With the advent of “fast-food” lawsuits a few years ago, the trendy theory seemed to be that restaurant food was responsible for obesity. There’s a smattering of reasons that activists use to justify this hypothesis, including the observations that restaurants and obesity rates have both increased over the past few decades, and menu items often have more calories than home-cooked fare. (Of course, correlation doesn’t equal causation.) But people everywhere who enjoy going out to eat can rejoice: A new report from the Cato Institute has determined that “the causal link between the consumption of restaurant foods and obesity is minimal at best.”

The paper’s authors, professors from UC-Berkeley and Northwestern University, examined the obesity rates of populations living both close to and far away from interstate highways, which generally have a disproportionately higher concentration of restaurants to serve travelers. They determined that living close to interstates—and thus more restaurants—does not have an effect on obesity.

Why? The authors point out that people who eat out compensate for it by eating less throughout the rest of the day. In fact, the authors point to data showing that people who eat out only end up consuming 14 calories more per day than those who don’t dine out. It’s a difference that, in the authors’ words, is “too small to account for more than a trivial fraction of the increase in [Body Mass Index] observed over the past several decades.”

The study comes at an apt time. The notion of restaurants driving unhealthy behavior has recently gotten play from First Lady Michelle Obama, who said in a speech to the restaurant industry:

Even if we give parents all the information they need and improve school meals and build brand new supermarkets on every corner, none of that matters if when families step into a restaurant, they can't make a healthy choice.

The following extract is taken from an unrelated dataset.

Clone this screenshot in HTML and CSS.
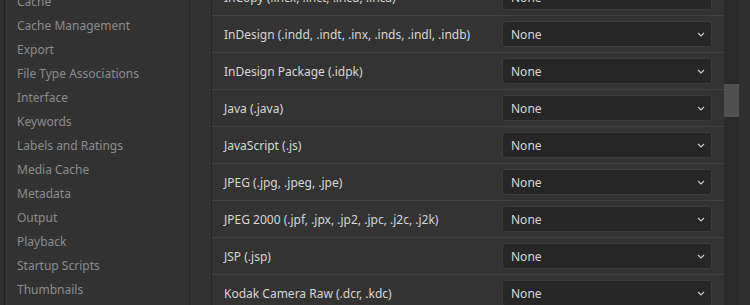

With menu labeling now national law and more draconian measures being enacted, like South Los Angeles’ moratorium on new quick-service establishments, the “food police” are working from a busted assumption that reducing eating out will reduce obesity rates. But considering calories are calories, whether they come from a platter of wings or home-cooked lasagna, public health activists should heed the science and look to encourage healthy behavior by means other than command-and-control policies.